[DATASET CONTENT]
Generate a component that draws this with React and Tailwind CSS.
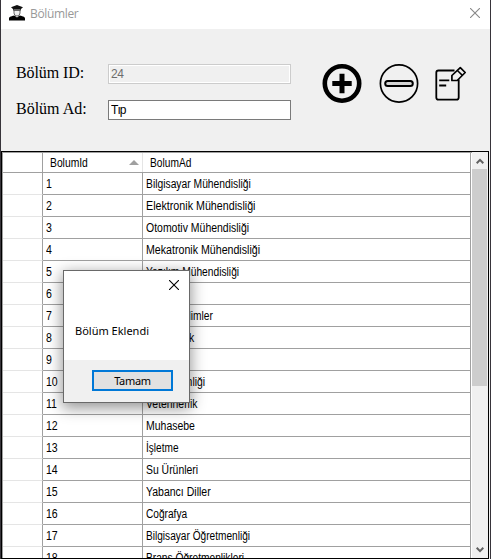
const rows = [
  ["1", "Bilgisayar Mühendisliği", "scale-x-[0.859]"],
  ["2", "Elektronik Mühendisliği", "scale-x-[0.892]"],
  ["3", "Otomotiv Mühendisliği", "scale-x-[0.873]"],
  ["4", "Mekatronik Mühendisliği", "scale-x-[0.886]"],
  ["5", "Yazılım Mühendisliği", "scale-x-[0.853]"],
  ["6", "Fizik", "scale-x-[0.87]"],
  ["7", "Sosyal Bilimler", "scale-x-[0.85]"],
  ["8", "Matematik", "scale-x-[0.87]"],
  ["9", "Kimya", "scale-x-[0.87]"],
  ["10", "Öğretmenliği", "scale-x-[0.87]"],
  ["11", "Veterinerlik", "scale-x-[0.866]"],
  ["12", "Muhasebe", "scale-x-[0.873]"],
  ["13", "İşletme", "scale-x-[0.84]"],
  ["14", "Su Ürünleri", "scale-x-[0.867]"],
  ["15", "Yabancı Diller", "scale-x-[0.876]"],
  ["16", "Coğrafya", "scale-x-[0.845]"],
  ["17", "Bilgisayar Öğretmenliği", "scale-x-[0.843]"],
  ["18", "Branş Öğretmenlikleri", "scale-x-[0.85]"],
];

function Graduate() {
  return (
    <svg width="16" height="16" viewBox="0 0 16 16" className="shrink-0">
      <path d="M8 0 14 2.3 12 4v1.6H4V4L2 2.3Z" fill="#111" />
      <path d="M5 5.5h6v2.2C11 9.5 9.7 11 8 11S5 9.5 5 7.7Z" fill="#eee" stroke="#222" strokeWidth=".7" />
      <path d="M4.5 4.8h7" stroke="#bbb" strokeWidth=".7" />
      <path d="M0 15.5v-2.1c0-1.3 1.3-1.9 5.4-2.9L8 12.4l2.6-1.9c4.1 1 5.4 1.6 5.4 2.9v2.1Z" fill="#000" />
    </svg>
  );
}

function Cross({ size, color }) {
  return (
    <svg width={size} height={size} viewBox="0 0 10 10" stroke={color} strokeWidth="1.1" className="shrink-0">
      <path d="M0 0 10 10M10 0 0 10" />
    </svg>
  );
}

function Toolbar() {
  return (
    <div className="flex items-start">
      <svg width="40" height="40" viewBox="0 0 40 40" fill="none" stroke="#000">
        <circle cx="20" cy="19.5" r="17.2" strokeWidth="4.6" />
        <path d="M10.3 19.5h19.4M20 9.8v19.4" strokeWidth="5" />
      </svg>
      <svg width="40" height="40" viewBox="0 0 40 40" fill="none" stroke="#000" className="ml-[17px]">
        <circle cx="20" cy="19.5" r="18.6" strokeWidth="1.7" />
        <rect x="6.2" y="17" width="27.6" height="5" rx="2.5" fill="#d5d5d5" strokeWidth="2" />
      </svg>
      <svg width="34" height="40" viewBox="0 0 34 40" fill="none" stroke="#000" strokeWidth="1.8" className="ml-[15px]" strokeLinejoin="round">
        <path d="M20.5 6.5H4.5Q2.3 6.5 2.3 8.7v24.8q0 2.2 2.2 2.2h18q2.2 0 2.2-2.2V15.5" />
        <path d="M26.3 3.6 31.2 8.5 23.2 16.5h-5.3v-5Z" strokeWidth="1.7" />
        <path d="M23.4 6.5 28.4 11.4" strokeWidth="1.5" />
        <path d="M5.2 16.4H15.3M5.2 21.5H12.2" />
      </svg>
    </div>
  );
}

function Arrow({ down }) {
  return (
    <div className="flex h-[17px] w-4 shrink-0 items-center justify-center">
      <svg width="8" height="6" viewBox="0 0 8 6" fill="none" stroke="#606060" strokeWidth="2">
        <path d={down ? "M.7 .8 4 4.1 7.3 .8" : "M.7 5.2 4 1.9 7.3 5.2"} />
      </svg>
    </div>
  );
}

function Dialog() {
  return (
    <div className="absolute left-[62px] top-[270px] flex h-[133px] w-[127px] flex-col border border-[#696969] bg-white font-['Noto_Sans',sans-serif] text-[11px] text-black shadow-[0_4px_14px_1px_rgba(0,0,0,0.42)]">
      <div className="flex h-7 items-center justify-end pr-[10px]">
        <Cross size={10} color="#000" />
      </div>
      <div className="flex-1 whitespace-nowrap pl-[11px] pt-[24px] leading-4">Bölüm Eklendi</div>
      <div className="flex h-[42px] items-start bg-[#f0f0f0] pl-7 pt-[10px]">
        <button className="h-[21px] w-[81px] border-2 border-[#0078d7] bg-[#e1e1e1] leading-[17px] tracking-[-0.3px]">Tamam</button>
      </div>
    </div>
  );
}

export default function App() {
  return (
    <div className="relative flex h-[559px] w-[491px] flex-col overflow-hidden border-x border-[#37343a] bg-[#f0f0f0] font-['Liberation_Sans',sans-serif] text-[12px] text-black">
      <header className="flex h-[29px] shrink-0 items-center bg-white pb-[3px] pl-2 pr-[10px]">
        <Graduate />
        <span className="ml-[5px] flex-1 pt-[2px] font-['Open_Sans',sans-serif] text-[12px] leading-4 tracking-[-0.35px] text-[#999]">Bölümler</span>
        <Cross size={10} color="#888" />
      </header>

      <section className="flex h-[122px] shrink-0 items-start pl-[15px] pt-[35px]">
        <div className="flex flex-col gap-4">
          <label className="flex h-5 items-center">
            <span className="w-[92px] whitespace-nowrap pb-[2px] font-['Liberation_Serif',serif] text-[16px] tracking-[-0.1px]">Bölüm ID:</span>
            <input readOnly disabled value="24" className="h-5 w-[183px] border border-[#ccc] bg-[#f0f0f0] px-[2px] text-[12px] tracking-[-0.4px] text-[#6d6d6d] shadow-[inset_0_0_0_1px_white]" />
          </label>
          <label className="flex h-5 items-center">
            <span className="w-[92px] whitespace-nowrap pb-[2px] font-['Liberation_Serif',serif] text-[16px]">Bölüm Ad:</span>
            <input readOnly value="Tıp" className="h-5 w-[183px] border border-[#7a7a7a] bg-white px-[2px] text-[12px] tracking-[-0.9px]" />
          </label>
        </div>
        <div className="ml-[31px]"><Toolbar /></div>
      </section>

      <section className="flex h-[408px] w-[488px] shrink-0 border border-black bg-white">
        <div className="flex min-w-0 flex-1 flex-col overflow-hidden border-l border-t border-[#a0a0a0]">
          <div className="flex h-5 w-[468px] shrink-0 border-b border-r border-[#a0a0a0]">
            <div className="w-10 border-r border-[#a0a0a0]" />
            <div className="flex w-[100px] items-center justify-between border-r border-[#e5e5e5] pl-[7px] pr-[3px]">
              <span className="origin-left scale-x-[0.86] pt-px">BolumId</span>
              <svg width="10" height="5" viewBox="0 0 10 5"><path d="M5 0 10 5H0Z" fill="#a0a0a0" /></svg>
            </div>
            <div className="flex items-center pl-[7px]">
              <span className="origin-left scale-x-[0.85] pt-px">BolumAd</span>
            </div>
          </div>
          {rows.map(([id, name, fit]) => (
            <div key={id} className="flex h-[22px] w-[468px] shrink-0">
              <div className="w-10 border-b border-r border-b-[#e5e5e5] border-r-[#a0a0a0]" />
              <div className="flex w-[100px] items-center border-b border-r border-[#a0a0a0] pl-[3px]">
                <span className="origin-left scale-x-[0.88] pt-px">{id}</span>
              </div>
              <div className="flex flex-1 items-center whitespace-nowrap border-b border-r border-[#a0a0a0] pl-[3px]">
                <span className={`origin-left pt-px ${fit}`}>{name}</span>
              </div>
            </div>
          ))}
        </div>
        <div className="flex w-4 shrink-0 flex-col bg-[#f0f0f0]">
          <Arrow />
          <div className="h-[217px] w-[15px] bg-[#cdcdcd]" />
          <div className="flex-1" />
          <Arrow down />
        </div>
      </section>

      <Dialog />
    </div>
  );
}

[GIVEN REQUEST] Transcribe the whole listing exactly. Pictures stay out of your copy.

[REPLY]
Generate a component that draws this with React and Tailwind CSS.
const rows = [
  ["1", "Bilgisayar Mühendisliği", "scale-x-[0.859]"],
  ["2", "Elektronik Mühendisliği", "scale-x-[0.892]"],
  ["3", "Otomotiv Mühendisliği", "scale-x-[0.873]"],
  ["4", "Mekatronik Mühendisliği", "scale-x-[0.886]"],
  ["5", "Yazılım Mühendisliği", "scale-x-[0.853]"],
  ["6", "Fizik", "scale-x-[0.87]"],
  ["7", "Sosyal Bilimler", "scale-x-[0.85]"],
  ["8", "Matematik", "scale-x-[0.87]"],
  ["9", "Kimya", "scale-x-[0.87]"],
  ["10", "Öğretmenliği", "scale-x-[0.87]"],
  ["11", "Veterinerlik", "scale-x-[0.866]"],
  ["12", "Muhasebe", "scale-x-[0.873]"],
  ["13", "İşletme", "scale-x-[0.84]"],
  ["14", "Su Ürünleri", "scale-x-[0.867]"],
  ["15", "Yabancı Diller", "scale-x-[0.876]"],
  ["16", "Coğrafya", "scale-x-[0.845]"],
  ["17", "Bilgisayar Öğretmenliği", "scale-x-[0.843]"],
  ["18", "Branş Öğretmenlikleri", "scale-x-[0.85]"],
];

function Graduate() {
  return (
    <svg width="16" height="16" viewBox="0 0 16 16" className="shrink-0">
      <path d="M8 0 14 2.3 12 4v1.6H4V4L2 2.3Z" fill="#111" />
      <path d="M5 5.5h6v2.2C11 9.5 9.7 11 8 11S5 9.5 5 7.7Z" fill="#eee" stroke="#222" strokeWidth=".7" />
      <path d="M4.5 4.8h7" stroke="#bbb" strokeWidth=".7" />
      <path d="M0 15.5v-2.1c0-1.3 1.3-1.9 5.4-2.9L8 12.4l2.6-1.9c4.1 1 5.4 1.6 5.4 2.9v2.1Z" fill="#000" />
    </svg>
  );
}

function Cross({ size, color }) {
  return (
    <svg width={size} height={size} viewBox="0 0 10 10" stroke={color} strokeWidth="1.1" className="shrink-0">
      <path d="M0 0 10 10M10 0 0 10" />
    </svg>
  );
}

function Toolbar() {
  return (
    <div className="flex items-start">
      <svg width="40" height="40" viewBox="0 0 40 40" fill="none" stroke="#000">
        <circle cx="20" cy="19.5" r="17.2" strokeWidth="4.6" />
        <path d="M10.3 19.5h19.4M20 9.8v19.4" strokeWidth="5" />
      </svg>
      <svg width="40" height="40" viewBox="0 0 40 40" fill="none" stroke="#000" className="ml-[17px]">
        <circle cx="20" cy="19.5" r="18.6" strokeWidth="1.7" />
        <rect x="6.2" y="17" width="27.6" height="5" rx="2.5" fill="#d5d5d5" strokeWidth="2" />
      </svg>
      <svg width="34" height="40" viewBox="0 0 34 40" fill="none" stroke="#000" strokeWidth="1.8" className="ml-[15px]" strokeLinejoin="round">
        <path d="M20.5 6.5H4.5Q2.3 6.5 2.3 8.7v24.8q0 2.2 2.2 2.2h18q2.2 0 2.2-2.2V15.5" />
        <path d="M26.3 3.6 31.2 8.5 23.2 16.5h-5.3v-5Z" strokeWidth="1.7" />
        <path d="M23.4 6.5 28.4 11.4" strokeWidth="1.5" />
        <path d="M5.2 16.4H15.3M5.2 21.5H12.2" />
      </svg>
    </div>
  );
}

function Arrow({ down }) {
  return (
    <div className="flex h-[17px] w-4 shrink-0 items-center justify-center">
      <svg width="8" height="6" viewBox="0 0 8 6" fill="none" stroke="#606060" strokeWidth="2">
        <path d={down ? "M.7 .8 4 4.1 7.3 .8" : "M.7 5.2 4 1.9 7.3 5.2"} />
      </svg>
    </div>
  );
}

function Dialog() {
  return (
    <div className="absolute left-[62px] top-[270px] flex h-[133px] w-[127px] flex-col border border-[#696969] bg-white font-['Noto_Sans',sans-serif] text-[11px] text-black shadow-[0_4px_14px_1px_rgba(0,0,0,0.42)]">
      <div className="flex h-7 items-center justify-end pr-[10px]">
        <Cross size={10} color="#000" />
      </div>
      <div className="flex-1 whitespace-nowrap pl-[11px] pt-[24px] leading-4">Bölüm Eklendi</div>
      <div className="flex h-[42px] items-start bg-[#f0f0f0] pl-7 pt-[10px]">
        <button className="h-[21px] w-[81px] border-2 border-[#0078d7] bg-[#e1e1e1] leading-[17px] tracking-[-0.3px]">Tamam</button>
      </div>
    </div>
  );
}

export default function App() {
  return (
    <div className="relative flex h-[559px] w-[491px] flex-col overflow-hidden border-x border-[#37343a] bg-[#f0f0f0] font-['Liberation_Sans',sans-serif] text-[12px] text-black">
      <header className="flex h-[29px] shrink-0 items-center bg-white pb-[3px] pl-2 pr-[10px]">
        <Graduate />
        <span className="ml-[5px] flex-1 pt-[2px] font-['Open_Sans',sans-serif] text-[12px] leading-4 tracking-[-0.35px] text-[#999]">Bölümler</span>
        <Cross size={10} color="#888" />
      </header>

      <section className="flex h-[122px] shrink-0 items-start pl-[15px] pt-[35px]">
        <div className="flex flex-col gap-4">
          <label className="flex h-5 items-center">
            <span className="w-[92px] whitespace-nowrap pb-[2px] font-['Liberation_Serif',serif] text-[16px] tracking-[-0.1px]">Bölüm ID:</span>
            <input readOnly disabled value="24" className="h-5 w-[183px] border border-[#ccc] bg-[#f0f0f0] px-[2px] text-[12px] tracking-[-0.4px] text-[#6d6d6d] shadow-[inset_0_0_0_1px_white]" />
          </label>
          <label className="flex h-5 items-center">
            <span className="w-[92px] whitespace-nowrap pb-[2px] font-['Liberation_Serif',serif] text-[16px]">Bölüm Ad:</span>
            <input readOnly value="Tıp" className="h-5 w-[183px] border border-[#7a7a7a] bg-white px-[2px] text-[12px] tracking-[-0.9px]" />
          </label>
        </div>
        <div className="ml-[31px]"><Toolbar /></div>
      </section>

      <section className="flex h-[408px] w-[488px] shrink-0 border border-black bg-white">
        <div className="flex min-w-0 flex-1 flex-col overflow-hidden border-l border-t border-[#a0a0a0]">
          <div className="flex h-5 w-[468px] shrink-0 border-b border-r border-[#a0a0a0]">
            <div className="w-10 border-r border-[#a0a0a0]" />
            <div className="flex w-[100px] items-center justify-between border-r border-[#e5e5e5] pl-[7px] pr-[3px]">
              <span className="origin-left scale-x-[0.86] pt-px">BolumId</span>
              <svg width="10" height="5" viewBox="0 0 10 5"><path d="M5 0 10 5H0Z" fill="#a0a0a0" /></svg>
            </div>
            <div className="flex items-center pl-[7px]">
              <span className="origin-left scale-x-[0.85] pt-px">BolumAd</span>
            </div>
          </div>
          {rows.map(([id, name, fit]) => (
            <div key={id} className="flex h-[22px] w-[468px] shrink-0">
              <div className="w-10 border-b border-r border-b-[#e5e5e5] border-r-[#a0a0a0]" />
              <div className="flex w-[100px] items-center border-b border-r border-[#a0a0a0] pl-[3px]">
                <span className="origin-left scale-x-[0.88] pt-px">{id}</span>
              </div>
              <div className="flex flex-1 items-center whitespace-nowrap border-b border-r border-[#a0a0a0] pl-[3px]">
                <span className={`origin-left pt-px ${fit}`}>{name}</span>
              </div>
            </div>
          ))}
        </div>
        <div className="flex w-4 shrink-0 flex-col bg-[#f0f0f0]">
          <Arrow />
          <div className="h-[217px] w-[15px] bg-[#cdcdcd]" />
          <div className="flex-1" />
          <Arrow down />
        </div>
      </section>

      <Dialog />
    </div>
  );
}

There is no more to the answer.